Agreed Kym. If the tax on unrealised capital gains comes in, we are moving assets out of super altogether. We can’t afford to pay over 46% tax which is what it will be in our case based on the last 2 year’s returns. It is a tripling of tax and we don’t pay that much outside of super either. We will have effectively lost any super concessions which I would hope was not the intention of this legislation, but it is a reality for some of us, intended or not. There is absolutely no way that I would place my money in an industry fund either. I don’t understand why the Labor party seems intent on killing the superannuation system it created and no new objective is going to change the outcome either.

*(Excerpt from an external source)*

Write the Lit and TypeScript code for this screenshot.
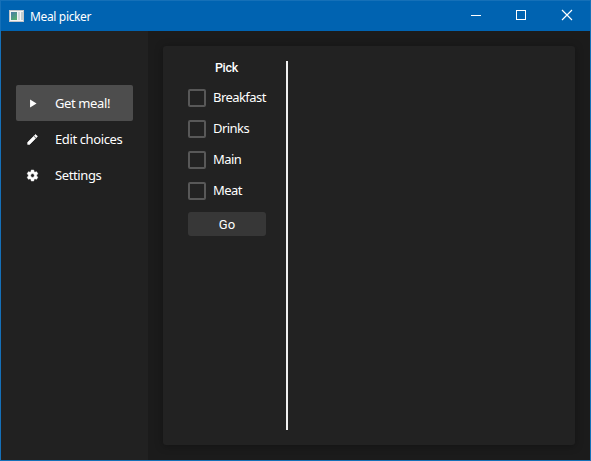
import { LitElement, html, css, svg } from "lit";
import { customElement, property, state } from "lit/decorators.js";
import { classMap } from "lit/directives/class-map.js";

const ICONS = {
  play: "M7.5 4.5v15l12-7.5z",
  edit: "M3 17.25V21h3.75L17.81 9.94l-3.75-3.75L3 17.25zM20.71 7.04c.39-.39.39-1.02 0-1.41l-2.34-2.34c-.39-.39-1.02-.39-1.41 0l-1.83 1.83 3.75 3.75 1.83-1.83z",
  settings:
    "M12 15.5A3.5 3.5 0 0 1 8.5 12 3.5 3.5 0 0 1 12 8.5a3.5 3.5 0 0 1 3.5 3.5 3.5 3.5 0 0 1-3.5 3.5m7.43-2.53c.04-.32.07-.64.07-.97s-.03-.66-.07-1l2.11-1.63c.19-.15.24-.42.12-.64l-2-3.46c-.12-.22-.39-.31-.61-.22l-2.49 1c-.52-.39-1.06-.73-1.69-.98l-.37-2.65A.506.506 0 0 0 14 2h-4c-.25 0-.46.18-.5.42l-.37 2.65c-.63.25-1.17.59-1.69.98l-2.49-1c-.22-.09-.49 0-.61.22l-2 3.46c-.13.22-.07.49.12.64L4.57 11c-.04.34-.07.67-.07 1s.03.65.07.97l-2.11 1.66c-.19.15-.25.42-.12.64l2 3.46c.12.22.39.3.61.22l2.49-1.01c.52.4 1.06.74 1.69.99l.37 2.65c.04.24.25.42.5.42h4c.25 0 .46-.18.5-.42l.37-2.65c.63-.26 1.17-.59 1.69-.99l2.49 1.01c.22.08.49 0 .61-.22l2-3.46c.12-.22.07-.49-.12-.64z",
};

@customElement("title-bar")
class TitleBar extends LitElement {
  @property() label = "";

  static styles = css`
    :host {
      display: flex;
      align-items: center;
      height: 30px;
      background: #0063b1;
      color: #fff;
    }
    .app-icon {
      margin-left: 8px;
      width: 16px;
      height: 14px;
    }
    .label {
      margin-left: 5px;
      flex: 1;
      font-size: 12px;
      letter-spacing: -0.35px;
    }
    .control {
      width: 45px;
      height: 30px;
    }
    .control:last-child {
      width: 46px;
    }
  `;

  render() {
    return html`
      <svg class="app-icon" viewBox="0 0 16 14">
        <defs>
          <linearGradient id="pane" x1="0" y1="0" x2="0.6" y2="1">
            <stop offset="0" stop-color="#4a7aa8" />
            <stop offset="1" stop-color="#55ab72" />
          </linearGradient>
        </defs>
        <rect x="0.5" y="1.5" width="14" height="11" fill="#f4f4f4" stroke="#c3c5c8" />
        <rect x="2" y="3" width="6" height="8" fill="url(#pane)" />
        <rect x="9" y="3" width="2" height="8" fill="#d5dbe0" />
        <rect x="12" y="3" width="2" height="8" fill="#c3ced0" />
      </svg>
      <span class="label">${this.label}</span>
      <svg class="control" viewBox="0 0 45 30" fill="none" stroke="#fff">
        <path d="M17 14.5h10" />
      </svg>
      <svg class="control" viewBox="0 0 45 30" fill="none" stroke="#fff">
        <rect x="17.5" y="9.5" width="9" height="9" />
      </svg>
      <svg class="control" viewBox="0 0 46 30" fill="none" stroke="#fff" stroke-width="1.15">
        <path d="M18 9l10 10M28 9L18 19" />
      </svg>
    `;
  }
}

@customElement("nav-item")
class NavItem extends LitElement {
  @property() icon: keyof typeof ICONS = "play";
  @property() label = "";
  @property({ type: Boolean }) active = false;

  static styles = css`
    .item {
      display: flex;
      align-items: center;
      height: 36px;
      padding-left: 10px;
      border-radius: 2px;
      color: #fff;
      font-size: 13px;
      letter-spacing: -0.38px;
      white-space: nowrap;
      cursor: pointer;
    }
    .active {
      background: #4d4d4d;
    }
    svg {
      width: 13px;
      height: 13px;
      margin-right: 16px;
      fill: #fff;
    }
    .edit,
    .settings {
      stroke: #fff;
      stroke-width: 1;
    }
  `;

  render() {
    return html`<div class=${classMap({ item: true, active: this.active })}>
      <svg viewBox="0 0 24 24">${svg`<path class=${this.icon} d=${ICONS[this.icon]} />`}</svg>
      <span>${this.label}</span>
    </div>`;
  }
}

@customElement("check-option")
class CheckOption extends LitElement {
  @property() label = "";

  static styles = css`
    .option {
      display: flex;
      align-items: center;
      gap: 7px;
      height: 18px;
      color: #fff;
      font-size: 13px;
      letter-spacing: -0.56px;
      white-space: nowrap;
    }
    .box {
      box-sizing: border-box;
      flex: none;
      width: 18px;
      height: 18px;
      border: 2px solid #585858;
      border-radius: 2px;
    }
    .text {
      padding-bottom: 2px;
    }
  `;

  render() {
    return html`<label class="option"><span class="box"></span><span class="text">${this.label}</span></label>`;
  }
}

@customElement("app-root")
class AppRoot extends LitElement {
  @state() private page = "Get meal!";

  private nav: { icon: keyof typeof ICONS; label: string }[] = [
    { icon: "play", label: "Get meal!" },
    { icon: "edit", label: "Edit choices" },
    { icon: "settings", label: "Settings" },
  ];
  private categories = ["Breakfast", "Drinks", "Main", "Meat"];

  static styles = css`
    :host {
      display: flex;
      flex-direction: column;
      box-sizing: border-box;
      width: 591px;
      height: 461px;
      border: 1px solid #1570b8;
      background: #1b1b1b;
      font-family: "Noto Sans", "Open Sans", sans-serif;
      overflow: hidden;
    }
    .body {
      flex: 1;
      display: flex;
      min-height: 0;
    }
    .sidebar {
      box-sizing: border-box;
      width: 147px;
      padding: 54px 15px 0;
      background: #212121;
    }
    .content {
      flex: 1;
      display: flex;
      padding: 15px;
    }
    .card {
      flex: 1;
      display: flex;
      box-sizing: border-box;
      padding: 15px 25px;
      background: #222;
      border-radius: 3px;
      box-shadow: 0 1px 8px rgba(0, 0, 0, 0.3);
    }
    .picker {
      display: flex;
      flex-direction: column;
      width: 78px;
    }
    .heading {
      margin-bottom: 14px;
      padding-right: 1px;
      text-align: center;
      color: #fff;
      font: 500 12.5px/14px Roboto, sans-serif;
      letter-spacing: -0.25px;
    }
    .options {
      display: flex;
      flex-direction: column;
      gap: 13px;
    }
    .go {
      margin-top: 12px;
      height: 24px;
      padding: 1px 0 0;
      border: 0;
      border-radius: 3px;
      background: #373737;
      color: #fff;
      font: 13px/23px Roboto, sans-serif;
    }
    .divider {
      width: 2px;
      margin-left: 20px;
      background: #f0f0f0;
    }
  `;

  render() {
    return html`
      <title-bar label="Meal picker"></title-bar>
      <div class="body">
        <nav class="sidebar">
          ${this.nav.map(
            (n) => html`<nav-item
              .icon=${n.icon}
              .label=${n.label}
              .active=${n.label === this.page}
              @click=${() => (this.page = n.label)}
            ></nav-item>`
          )}
        </nav>
        <main class="content">
          <section class="card">
            <div class="picker">
              <div class="heading">Pick</div>
              <div class="options">
                ${this.categories.map((c) => html`<check-option .label=${c}></check-option>`)}
              </div>
              <button class="go">Go</button>
            </div>
            <div class="divider"></div>
          </section>
        </main>
      </div>
    `;
  }
}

ASFA is certainly enjoying some time in the sun given it is likely to have the ‘political ear.’ The tribalisation is really tiresome. Individuals that are suited to SMSFs aren’t likely to be dissuaded by (Industry Fund) lobbying to switch out. They chose the investment structure for a reason which is not likely to be diminished by all this noise. If anything, investors will loose faith in the super system and vote with their feet or more so with their capital. Once capital is out of super, the war is over. The current parliament has been in for 19 months and already we have seen a carve out for APRA Funds on NALE and Division 296 – 2 big pieces of legislation – so there is no subtlety re the preferencing.